If you hate your job, you cannot afford to stay one more day.
Over half of college graduates accept jobs that aren’t in their preferred industries (Bureau of Labor Statistics). People are bored, tired, and return home cranky and angry. Distraction comes in the form of stimuli — alcohol, drugs, buying things, selling things, gambling, eating, checking out in front of a screen.
You’ve invested too much in yourself — your education and training — to remain in a stifling workplace, performing tasks that are redundant. You are too valuable. Each second of your life is a precious moment you can’t get back. A bus could take you out tomorrow.
As difficult as it might seem to find a new gig, your life depends on it.
Your checkbook isn’t the only thing you should worry about. The bigger balance is your soul.

5 rules of hustling

Alongside the long hours and sleepless nights and moments of thrashing, I can pinpoint five realizations that have defined my journey as an entrepreneur and businessperson. Whether you’re just beginning or well on your way, I’m sharing these “rules” in hopes they’ll encourage you and meet you wherever you’re at. Note: these statements apply to spaces beyond entrepreneurship and commerce.

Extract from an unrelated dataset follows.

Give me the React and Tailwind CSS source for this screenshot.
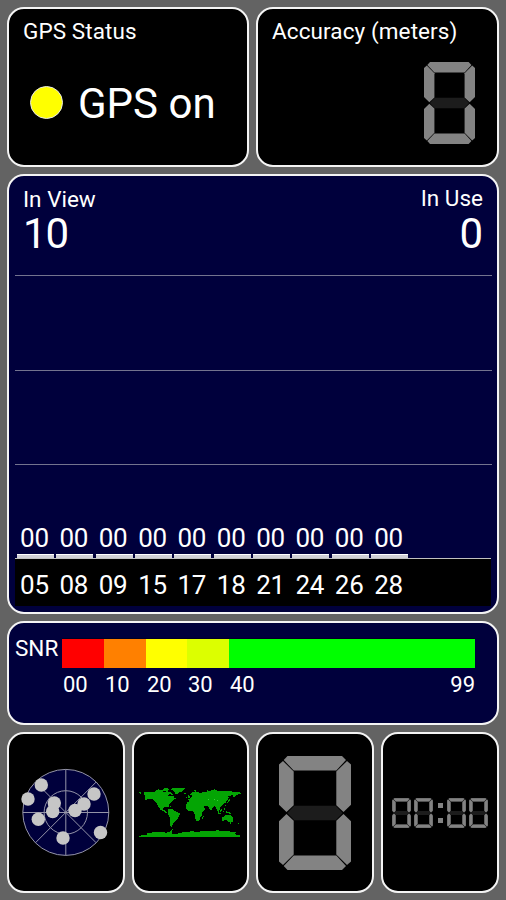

ONE. It’s OK to start slow and take small steps until things become clear.
TWO. There is never a perfect moment, but there will always be something that can stop you (if you let it).
THREE. Change doesn’t happen over night.
FOUR. If you’re searching for your life’s purpose, you may never find it. Instead, focus on what brings you joy and do what you’re good at.
FIVE. Stop pretending. There is no substitution for “doing you” — being authentically, wholly, completely, fully you. When you can embrace this, you will be rewarded in more ways than you could have ever imagined.